Do you take a prescribed opioid medication for chronic pain and are age 21-70? Do you have trouble swallowing pills? If so, you may be able to take part in a research study to find out if a pain medication called Xtampza ER is easier to swallow. Participants must be current patients of a UPMC Pain Medicine Clinic, or be willing to schedule an appointment with this clinic. Compensation provided.
People with chronic pain are often prescribed pain medication that must be taken by mouth, but up to 1 in 5 adults have trouble swallowing pills. For some people, difficulty swallowing pills results in uncontrolled pain and dissatisfaction with care.
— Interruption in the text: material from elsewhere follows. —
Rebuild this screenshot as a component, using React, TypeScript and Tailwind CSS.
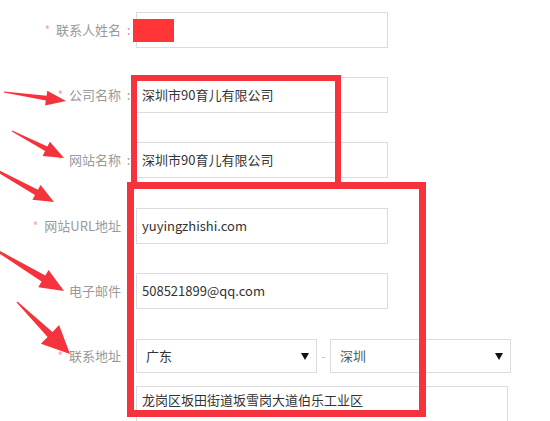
import React from "react";

const font = { fontFamily: '"Noto Sans CJK SC", "Noto Sans", sans-serif' };

function arrowPoints(x1: number, y1: number, x2: number, y2: number, L: number, W: number, w0: number, w1: number) {
  const dx = x2 - x1, dy = y2 - y1;
  const len = Math.hypot(dx, dy);
  const ux = dx / len, uy = dy / len;
  const nx = -uy, ny = ux;
  const bx = x2 - ux * L, by = y2 - uy * L;
  const p = (x: number, y: number) => `${x.toFixed(1)},${y.toFixed(1)}`;
  return [
    p(x1 + nx * w0 / 2, y1 + ny * w0 / 2),
    p(bx + nx * w1 / 2, by + ny * w1 / 2),
    p(bx + nx * W / 2, by + ny * W / 2),
    p(x2, y2),
    p(bx - nx * W / 2, by - ny * W / 2),
    p(bx - nx * w1 / 2, by - ny * w1 / 2),
    p(x1 - nx * w0 / 2, y1 - ny * w0 / 2),
  ].join(" ");
}

function Label({ text, colon = true }: { text: string; colon?: boolean }) {
  return (
    <div className="w-[136px] shrink-0 flex items-center justify-end text-[13px] text-[#9a9a9a]">
      <span className="text-[#f4a3a8] mr-[6px] text-[12px]">*</span>
      <span>{text}</span>
      <span className="w-[15px] inline-block text-center">{colon ? ":" : ""}</span>
    </div>
  );
}

function Field({ children }: { children?: React.ReactNode }) {
  return (
    <div className="w-[252px] h-[36px] border border-[#dcdcdc] bg-white flex items-center pl-[5px] text-[13px] text-[#333]">
      {children}
    </div>
  );
}

function Caret() {
  return (
    <svg width="8" height="7" viewBox="0 0 8 7">
      <polygon points="0,0 8,0 4,7" fill="#111" />
    </svg>
  );
}

export default function App() {
  return (
    <div className="relative w-[550px] h-[421px] overflow-hidden bg-white" style={font}>
      <div className="pt-[12px] flex flex-col">
        <div className="flex h-[36px]">
          <Label text="联系人姓名" />
          <Field>
            <div className="w-[41px] h-[23px] bg-[#ff3538] -ml-[9px]" />
          </Field>
        </div>
        <div className="flex h-[36px] mt-[29px]">
          <Label text="公司名称" />
          <Field>深圳市90育儿有限公司</Field>
        </div>
        <div className="flex h-[36px] mt-[29px]">
          <Label text="网站名称" />
          <Field>深圳市90育儿有限公司</Field>
        </div>
        <div className="flex h-[36px] mt-[30px]">
          <Label text="网站URL地址" colon={false} />
          <Field>yuyingzhishi.com</Field>
        </div>
        <div className="flex h-[36px] mt-[29px]">
          <Label text="电子邮件" colon={false} />
          <Field>508521899@qq.com</Field>
        </div>
        <div className="flex h-[34px] mt-[30px]">
          <Label text="联系地址" colon={false} />
          <div className="w-[181px] h-[34px] border border-[#dcdcdc] flex items-center justify-between pl-[9px] pr-[7px] text-[13px] text-[#333]">
            <span>广东</span>
            <Caret />
          </div>
          <div className="w-[13px] flex items-center justify-center text-[#bbb] text-[12px]">-</div>
          <div className="w-[181px] h-[34px] border border-[#dcdcdc] flex items-center justify-between pl-[9px] pr-[7px] text-[13px] text-[#4a5a5a]">
            <span>深圳</span>
            <Caret />
          </div>
        </div>
        <div className="flex mt-[13px]">
          <div className="w-[136px] shrink-0" />
          <div className="w-[372px] h-[50px] border border-[#dcdcdc] pl-[5px] pt-[3px] text-[13px] text-[#333]">
            龙岗区坂田街道坂雪岗大道伯乐工业区
          </div>
        </div>
      </div>

      {/* annotation boxes */}
      <div className="absolute left-[131px] top-[75px] w-[210px] h-[113px] border-[6px] border-[#f5333d]" />
      <div className="absolute left-[127px] top-[182px] w-[299px] h-[235px] border-[7px] border-[#f5333d]" />

      {/* annotation arrows */}
      <svg className="absolute left-0 top-0" width="550" height="421" viewBox="0 0 550 421">
        <g fill="#f5333d">
          <polygon points={arrowPoints(4, 92, 66, 101, 20, 15, 1, 5)} />
          <polygon points={arrowPoints(12, 131, 64, 158, 20, 16, 1, 5)} />
          <polygon points={arrowPoints(-4, 170, 54, 202, 20, 17, 2, 6)} />
          <polygon points={arrowPoints(-4, 250, 64, 291, 24, 20, 2, 7)} />
          <polygon points={arrowPoints(17, 302, 70, 354, 28, 26, 1, 7)} />
        </g>
      </svg>
    </div>
  );
}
The purpose of this study is to find out if mixing a pain medication called Xtampza ER with food can help people take pain medication. Researchers hope their findings will lead to better ways to provide pain relief to people who are unable to swallow pills.
• Ages 21-70
• Have had chronic pain for at least 6 months that is not related to a cancer diagnosis
• Take a prescribed opioid medication for chronic pain
• Have difficulty swallowing opioid medication
• Must be a UPMC Pain Medicine Clinic patient (or be willing to schedule an appointment with this clinic)
• Have a mobile phone (a smartphone is not required)
• Are willing to switch to a new pain medication for six weeks
Participation involves four visits over six weeks. Participants will agree to switch their current pain medication to Xtampza ER for six weeks, complete online surveys, and respond to daily text messages.
DURATION: 6 weeks
VISITS: 4 visits
UPMC Pain Medicine Clinic - Centre Commons 5750 Centre Ave, Pittsburgh, PA 15206
|Up to $120|
Ajay D. Wasan, MD, MSc, is a Professor of Anesthesiology and Psychiatry at the University of Pittsburgh School of Medicine. A graduate of the University of Illinois College of Medicine, Dr. Wasan has a particular expertise in interventional procedures, neuropathic pain medications, and psychiatric co-morbidities of chronic pain.